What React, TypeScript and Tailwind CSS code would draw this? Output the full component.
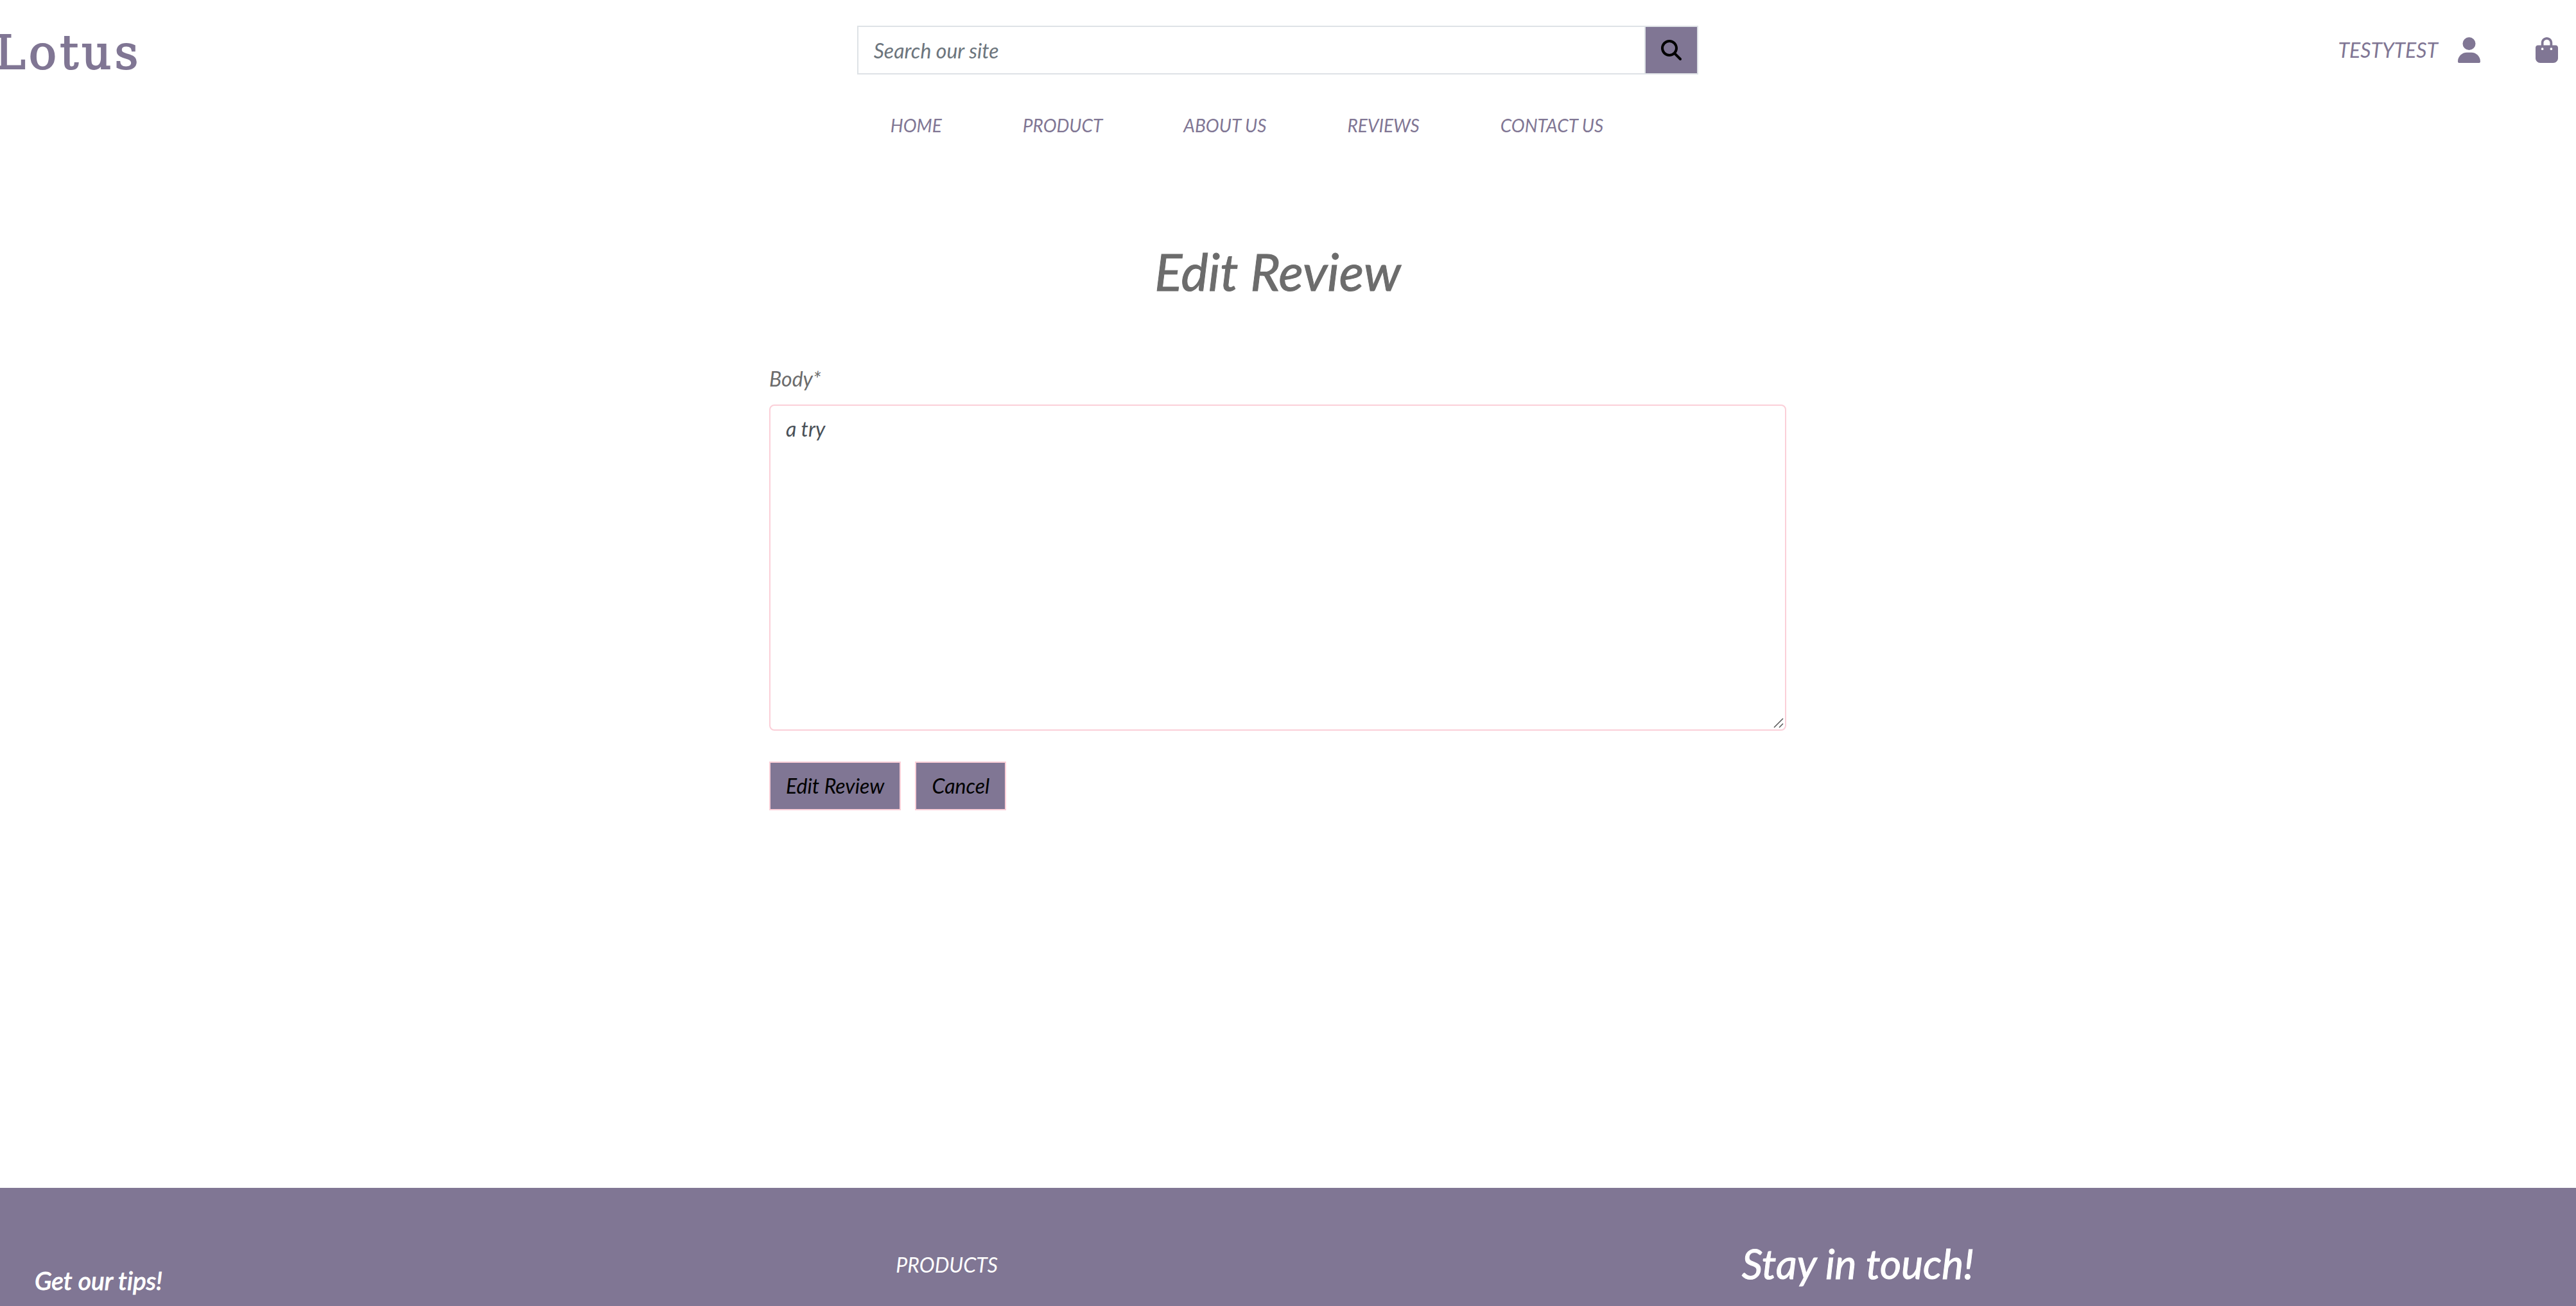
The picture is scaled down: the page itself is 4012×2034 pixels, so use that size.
import { FaBagShopping, FaMagnifyingGlass, FaUser } from "react-icons/fa6";

const navLinks = ["HOME", "PRODUCT", "ABOUT US", "REVIEWS", "CONTACT US"];

function Header() {
  return (
    <header className="pt-10 pr-8 text-[#807694]">
      <div className="grid grid-cols-3 items-center">
        <a
          href="#"
          className="-ml-2 pt-2 font-['DejaVu_Serif',serif] text-[72px] leading-[68px] not-italic tracking-[5px] [-webkit-text-stroke:2px]"
        >
          Lotus
        </a>
        <form className="flex px-2" onSubmit={(e) => e.preventDefault()}>
          <input
            type="text"
            aria-label="Search our site"
            placeholder="Search our site"
            className="h-19 min-w-0 flex-1 border-2 border-[#dee2e6] bg-white px-6 italic placeholder:text-[#6c757d]"
          />
          <button
            type="submit"
            aria-label="Search"
            className="-ml-0.5 h-19 border-2 border-[#dee2e6] bg-[#807694] px-6 text-black"
          >
            <FaMagnifyingGlass className="size-8" />
          </button>
        </form>
        <div className="-mr-1 flex items-center justify-end">
          <a href="#" className="flex items-center gap-[31px]">
            TESTYTEST
            <FaUser className="h-10 w-[35px]" />
          </a>
          <a href="#" aria-label="Shopping bag" className="ml-[86px]">
            <FaBagShopping className="h-10 w-[35px]" />
          </a>
        </div>
      </div>
      <nav className="mt-[58px] flex justify-center gap-[126px] pr-24 text-[28px] leading-[42px]">
        {navLinks.map((label) => (
          <a key={label} href="#">
            {label}
          </a>
        ))}
      </nav>
    </header>
  );
}

function ReviewForm() {
  return (
    <form
      className="mx-auto max-w-[1584px] pt-24"
      onSubmit={(e) => e.preventDefault()}
    >
      <label htmlFor="body" className="mb-4 block">
        Body*
      </label>
      <div className="relative">
        <textarea
          id="body"
          defaultValue="a try"
          className="block h-[508px] w-full resize-y rounded-lg border-2 border-[#fbcfd8] bg-white px-6 py-3 text-[#495057] italic [&::-webkit-resizer]:appearance-none"
        />
        <svg
          viewBox="0 0 16 16"
          className="pointer-events-none absolute right-1 bottom-1 size-4"
          fill="none"
          stroke="#555"
          strokeWidth="1.5"
          aria-hidden="true"
        >
          <path d="M1 15 15 1M9 15l6-6" />
        </svg>
      </div>
      <div className="mt-12 flex gap-[22px] text-black">
        <button
          type="submit"
          className="border-2 border-[#fbcfd8] bg-[#807694] px-6 py-3 italic"
        >
          Edit Review
        </button>
        <button
          type="button"
          className="border-2 border-[#fbcfd8] bg-[#807694] px-6 py-3 italic"
        >
          Cancel
        </button>
      </div>
    </form>
  );
}

function Footer() {
  return (
    <footer className="grid grid-cols-3 items-start bg-[#807694] pt-20 pb-2.5 text-white">
      <h3 className="mt-[34px] pl-[54px] text-[39px] leading-[60px] [font-variant-ligatures:none] [-webkit-text-stroke:1px]">
        Get our tips!
      </h3>
      <h4 className="mt-4 pl-[58px]">PRODUCTS</h4>
      <h2 className="pl-[38px] text-[64px] leading-[76px] [-webkit-text-stroke:1px]">
        Stay in touch!
      </h2>
    </footer>
  );
}

export default function App() {
  return (
    <div className="flex min-h-screen flex-col bg-white font-[Lato,sans-serif] text-[32px] leading-[48px] text-[#6c6c6c] italic">
      <Header />
      <main className="flex-1 pt-[158px] pr-8">
        <h1 className="text-center text-[80px] leading-[96px] [-webkit-text-stroke:1px]">
          Edit Review
        </h1>
        <ReviewForm />
      </main>
      <Footer />
    </div>
  );
}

#### Exercise prompt:
Print out the lines exactly, skipping any picture.

#### Reply to the exercise:
What React, TypeScript and Tailwind CSS code would draw this? Output the full component.
The picture is scaled down: the page itself is 4012×2034 pixels, so use that size.
import { FaBagShopping, FaMagnifyingGlass, FaUser } from "react-icons/fa6";

const navLinks = ["HOME", "PRODUCT", "ABOUT US", "REVIEWS", "CONTACT US"];

function Header() {
  return (
    <header className="pt-10 pr-8 text-[#807694]">
      <div className="grid grid-cols-3 items-center">
        <a
          href="#"
          className="-ml-2 pt-2 font-['DejaVu_Serif',serif] text-[72px] leading-[68px] not-italic tracking-[5px] [-webkit-text-stroke:2px]"
        >
          Lotus
        </a>
        <form className="flex px-2" onSubmit={(e) => e.preventDefault()}>
          <input
            type="text"
            aria-label="Search our site"
            placeholder="Search our site"
            className="h-19 min-w-0 flex-1 border-2 border-[#dee2e6] bg-white px-6 italic placeholder:text-[#6c757d]"
          />
          <button
            type="submit"
            aria-label="Search"
            className="-ml-0.5 h-19 border-2 border-[#dee2e6] bg-[#807694] px-6 text-black"
          >
            <FaMagnifyingGlass className="size-8" />
          </button>
        </form>
        <div className="-mr-1 flex items-center justify-end">
          <a href="#" className="flex items-center gap-[31px]">
            TESTYTEST
            <FaUser className="h-10 w-[35px]" />
          </a>
          <a href="#" aria-label="Shopping bag" className="ml-[86px]">
            <FaBagShopping className="h-10 w-[35px]" />
          </a>
        </div>
      </div>
      <nav className="mt-[58px] flex justify-center gap-[126px] pr-24 text-[28px] leading-[42px]">
        {navLinks.map((label) => (
          <a key={label} href="#">
            {label}
          </a>
        ))}
      </nav>
    </header>
  );
}

function ReviewForm() {
  return (
    <form
      className="mx-auto max-w-[1584px] pt-24"
      onSubmit={(e) => e.preventDefault()}
    >
      <label htmlFor="body" className="mb-4 block">
        Body*
      </label>
      <div className="relative">
        <textarea
          id="body"
          defaultValue="a try"
          className="block h-[508px] w-full resize-y rounded-lg border-2 border-[#fbcfd8] bg-white px-6 py-3 text-[#495057] italic [&::-webkit-resizer]:appearance-none"
        />
        <svg
          viewBox="0 0 16 16"
          className="pointer-events-none absolute right-1 bottom-1 size-4"
          fill="none"
          stroke="#555"
          strokeWidth="1.5"
          aria-hidden="true"
        >
          <path d="M1 15 15 1M9 15l6-6" />
        </svg>
      </div>
      <div className="mt-12 flex gap-[22px] text-black">
        <button
          type="submit"
          className="border-2 border-[#fbcfd8] bg-[#807694] px-6 py-3 italic"
        >
          Edit Review
        </button>
        <button
          type="button"
          className="border-2 border-[#fbcfd8] bg-[#807694] px-6 py-3 italic"
        >
          Cancel
        </button>
      </div>
    </form>
  );
}

function Footer() {
  return (
    <footer className="grid grid-cols-3 items-start bg-[#807694] pt-20 pb-2.5 text-white">
      <h3 className="mt-[34px] pl-[54px] text-[39px] leading-[60px] [font-variant-ligatures:none] [-webkit-text-stroke:1px]">
        Get our tips!
      </h3>
      <h4 className="mt-4 pl-[58px]">PRODUCTS</h4>
      <h2 className="pl-[38px] text-[64px] leading-[76px] [-webkit-text-stroke:1px]">
        Stay in touch!
      </h2>
    </footer>
  );
}

export default function App() {
  return (
    <div className="flex min-h-screen flex-col bg-white font-[Lato,sans-serif] text-[32px] leading-[48px] text-[#6c6c6c] italic">
      <Header />
      <main className="flex-1 pt-[158px] pr-8">
        <h1 className="text-center text-[80px] leading-[96px] [-webkit-text-stroke:1px]">
          Edit Review
        </h1>
        <ReviewForm />
      </main>
      <Footer />
    </div>
  );
}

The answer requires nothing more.